MATERIAL PROVIDED:
▬▬▬

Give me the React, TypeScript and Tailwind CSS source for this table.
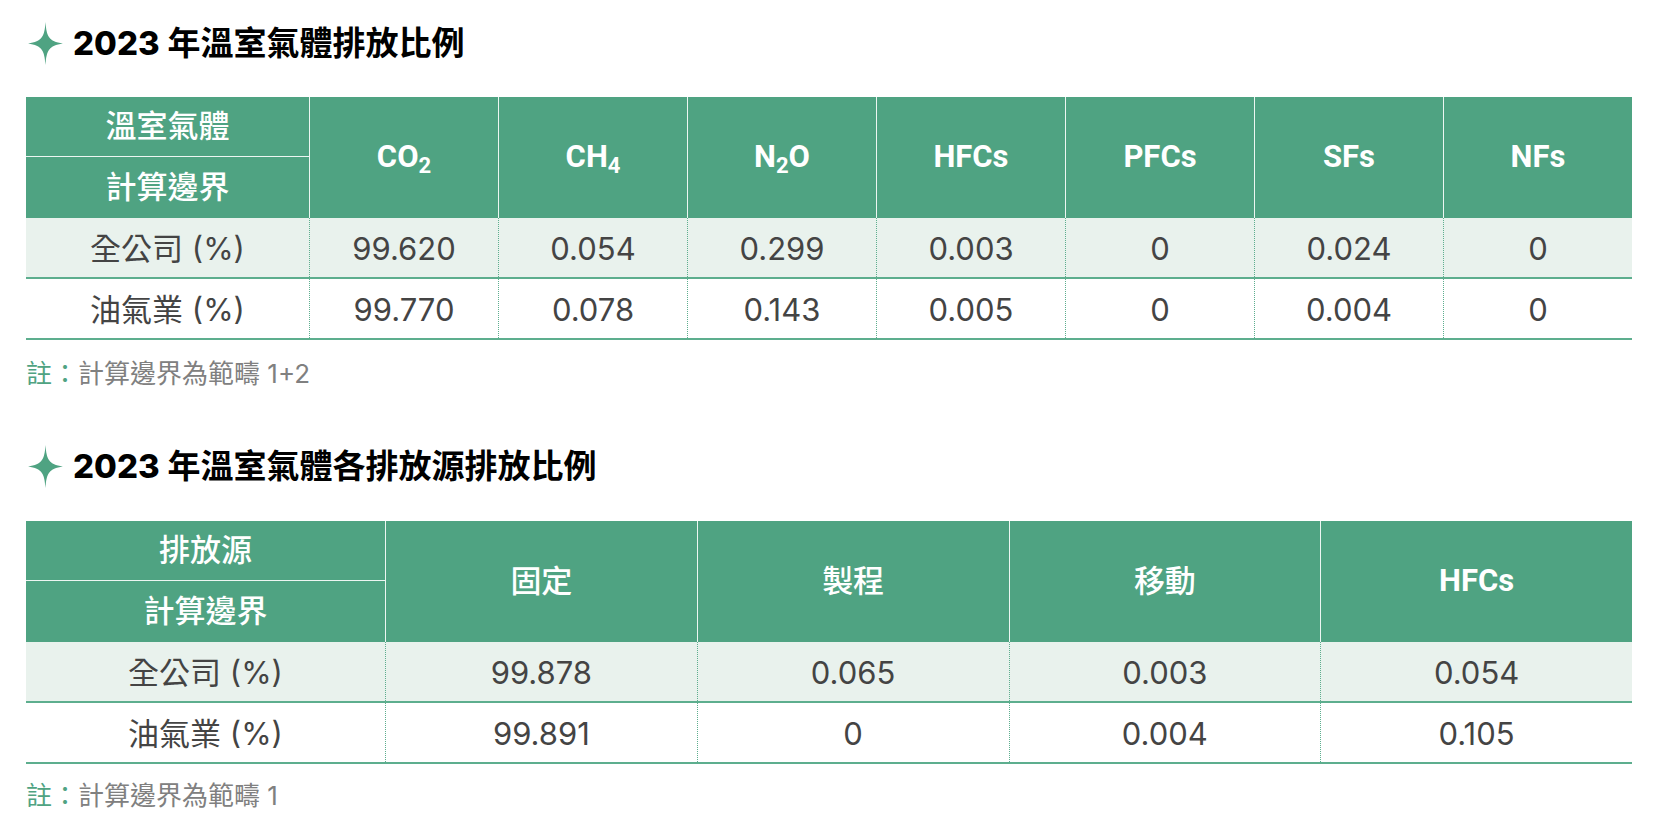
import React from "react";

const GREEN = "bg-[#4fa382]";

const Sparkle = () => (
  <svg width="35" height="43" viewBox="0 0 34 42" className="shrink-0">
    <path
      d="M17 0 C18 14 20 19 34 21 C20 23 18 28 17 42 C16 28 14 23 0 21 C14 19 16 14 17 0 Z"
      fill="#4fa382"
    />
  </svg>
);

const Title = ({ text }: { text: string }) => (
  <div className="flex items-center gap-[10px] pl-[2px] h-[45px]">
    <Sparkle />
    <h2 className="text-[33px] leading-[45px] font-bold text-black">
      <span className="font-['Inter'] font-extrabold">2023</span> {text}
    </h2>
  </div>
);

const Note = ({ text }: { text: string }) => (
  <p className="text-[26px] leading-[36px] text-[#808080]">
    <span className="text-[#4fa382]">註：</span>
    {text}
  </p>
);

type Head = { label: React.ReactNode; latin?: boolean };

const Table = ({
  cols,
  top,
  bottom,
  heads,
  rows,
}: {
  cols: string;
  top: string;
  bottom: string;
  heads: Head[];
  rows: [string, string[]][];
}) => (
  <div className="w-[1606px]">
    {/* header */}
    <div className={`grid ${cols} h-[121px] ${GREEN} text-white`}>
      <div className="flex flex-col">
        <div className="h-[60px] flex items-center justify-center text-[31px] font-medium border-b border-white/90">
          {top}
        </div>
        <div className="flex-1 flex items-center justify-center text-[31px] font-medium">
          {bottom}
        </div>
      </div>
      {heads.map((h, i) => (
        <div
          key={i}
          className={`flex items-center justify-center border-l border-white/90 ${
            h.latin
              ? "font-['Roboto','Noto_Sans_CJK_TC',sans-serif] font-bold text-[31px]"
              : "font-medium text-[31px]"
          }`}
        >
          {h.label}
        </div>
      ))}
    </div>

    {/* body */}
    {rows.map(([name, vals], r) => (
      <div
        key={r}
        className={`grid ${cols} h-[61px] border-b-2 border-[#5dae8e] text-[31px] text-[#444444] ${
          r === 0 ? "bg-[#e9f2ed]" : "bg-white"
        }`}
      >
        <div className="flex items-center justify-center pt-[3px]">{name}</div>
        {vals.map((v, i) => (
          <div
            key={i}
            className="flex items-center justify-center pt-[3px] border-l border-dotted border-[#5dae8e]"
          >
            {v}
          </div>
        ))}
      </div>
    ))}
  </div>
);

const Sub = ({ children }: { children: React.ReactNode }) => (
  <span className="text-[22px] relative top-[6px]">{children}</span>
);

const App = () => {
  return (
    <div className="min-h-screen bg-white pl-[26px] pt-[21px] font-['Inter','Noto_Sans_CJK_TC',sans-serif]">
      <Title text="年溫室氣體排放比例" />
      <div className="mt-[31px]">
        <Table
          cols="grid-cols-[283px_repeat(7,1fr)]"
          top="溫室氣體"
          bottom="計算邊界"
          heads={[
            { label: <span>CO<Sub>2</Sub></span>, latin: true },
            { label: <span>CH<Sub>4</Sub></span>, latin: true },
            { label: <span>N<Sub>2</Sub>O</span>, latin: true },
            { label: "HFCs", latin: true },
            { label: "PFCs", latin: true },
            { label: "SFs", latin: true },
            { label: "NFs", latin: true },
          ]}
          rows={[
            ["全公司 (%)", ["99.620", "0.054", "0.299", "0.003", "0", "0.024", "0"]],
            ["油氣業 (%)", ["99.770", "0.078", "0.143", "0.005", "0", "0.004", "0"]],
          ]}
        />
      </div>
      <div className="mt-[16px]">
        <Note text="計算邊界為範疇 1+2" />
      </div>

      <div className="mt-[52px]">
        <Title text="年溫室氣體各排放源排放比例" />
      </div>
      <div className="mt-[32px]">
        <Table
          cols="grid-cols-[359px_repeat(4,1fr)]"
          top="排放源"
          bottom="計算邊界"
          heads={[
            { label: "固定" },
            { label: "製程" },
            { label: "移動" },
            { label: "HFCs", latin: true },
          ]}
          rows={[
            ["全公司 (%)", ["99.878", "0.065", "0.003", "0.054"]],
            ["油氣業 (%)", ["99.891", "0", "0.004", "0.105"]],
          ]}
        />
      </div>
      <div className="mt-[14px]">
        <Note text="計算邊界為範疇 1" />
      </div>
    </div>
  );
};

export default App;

▬▬▬

SHORT TASK: Go through the listing above and quote it exactly, apart from its images.

FINISHED EXERCISE:
Give me the React, TypeScript and Tailwind CSS source for this table.
import React from "react";

const GREEN = "bg-[#4fa382]";

const Sparkle = () => (
  <svg width="35" height="43" viewBox="0 0 34 42" className="shrink-0">
    <path
      d="M17 0 C18 14 20 19 34 21 C20 23 18 28 17 42 C16 28 14 23 0 21 C14 19 16 14 17 0 Z"
      fill="#4fa382"
    />
  </svg>
);

const Title = ({ text }: { text: string }) => (
  <div className="flex items-center gap-[10px] pl-[2px] h-[45px]">
    <Sparkle />
    <h2 className="text-[33px] leading-[45px] font-bold text-black">
      <span className="font-['Inter'] font-extrabold">2023</span> {text}
    </h2>
  </div>
);

const Note = ({ text }: { text: string }) => (
  <p className="text-[26px] leading-[36px] text-[#808080]">
    <span className="text-[#4fa382]">註：</span>
    {text}
  </p>
);

type Head = { label: React.ReactNode; latin?: boolean };

const Table = ({
  cols,
  top,
  bottom,
  heads,
  rows,
}: {
  cols: string;
  top: string;
  bottom: string;
  heads: Head[];
  rows: [string, string[]][];
}) => (
  <div className="w-[1606px]">
    {/* header */}
    <div className={`grid ${cols} h-[121px] ${GREEN} text-white`}>
      <div className="flex flex-col">
        <div className="h-[60px] flex items-center justify-center text-[31px] font-medium border-b border-white/90">
          {top}
        </div>
        <div className="flex-1 flex items-center justify-center text-[31px] font-medium">
          {bottom}
        </div>
      </div>
      {heads.map((h, i) => (
        <div
          key={i}
          className={`flex items-center justify-center border-l border-white/90 ${
            h.latin
              ? "font-['Roboto','Noto_Sans_CJK_TC',sans-serif] font-bold text-[31px]"
              : "font-medium text-[31px]"
          }`}
        >
          {h.label}
        </div>
      ))}
    </div>

    {/* body */}
    {rows.map(([name, vals], r) => (
      <div
        key={r}
        className={`grid ${cols} h-[61px] border-b-2 border-[#5dae8e] text-[31px] text-[#444444] ${
          r === 0 ? "bg-[#e9f2ed]" : "bg-white"
        }`}
      >
        <div className="flex items-center justify-center pt-[3px]">{name}</div>
        {vals.map((v, i) => (
          <div
            key={i}
            className="flex items-center justify-center pt-[3px] border-l border-dotted border-[#5dae8e]"
          >
            {v}
          </div>
        ))}
      </div>
    ))}
  </div>
);

const Sub = ({ children }: { children: React.ReactNode }) => (
  <span className="text-[22px] relative top-[6px]">{children}</span>
);

const App = () => {
  return (
    <div className="min-h-screen bg-white pl-[26px] pt-[21px] font-['Inter','Noto_Sans_CJK_TC',sans-serif]">
      <Title text="年溫室氣體排放比例" />
      <div className="mt-[31px]">
        <Table
          cols="grid-cols-[283px_repeat(7,1fr)]"
          top="溫室氣體"
          bottom="計算邊界"
          heads={[
            { label: <span>CO<Sub>2</Sub></span>, latin: true },
            { label: <span>CH<Sub>4</Sub></span>, latin: true },
            { label: <span>N<Sub>2</Sub>O</span>, latin: true },
            { label: "HFCs", latin: true },
            { label: "PFCs", latin: true },
            { label: "SFs", latin: true },
            { label: "NFs", latin: true },
          ]}
          rows={[
            ["全公司 (%)", ["99.620", "0.054", "0.299", "0.003", "0", "0.024", "0"]],
            ["油氣業 (%)", ["99.770", "0.078", "0.143", "0.005", "0", "0.004", "0"]],
          ]}
        />
      </div>
      <div className="mt-[16px]">
        <Note text="計算邊界為範疇 1+2" />
      </div>

      <div className="mt-[52px]">
        <Title text="年溫室氣體各排放源排放比例" />
      </div>
      <div className="mt-[32px]">
        <Table
          cols="grid-cols-[359px_repeat(4,1fr)]"
          top="排放源"
          bottom="計算邊界"
          heads={[
            { label: "固定" },
            { label: "製程" },
            { label: "移動" },
            { label: "HFCs", latin: true },
          ]}
          rows={[
            ["全公司 (%)", ["99.878", "0.065", "0.003", "0.054"]],
            ["油氣業 (%)", ["99.891", "0", "0.004", "0.105"]],
          ]}
        />
      </div>
      <div className="mt-[14px]">
        <Note text="計算邊界為範疇 1" />
      </div>
    </div>
  );
};

export default App;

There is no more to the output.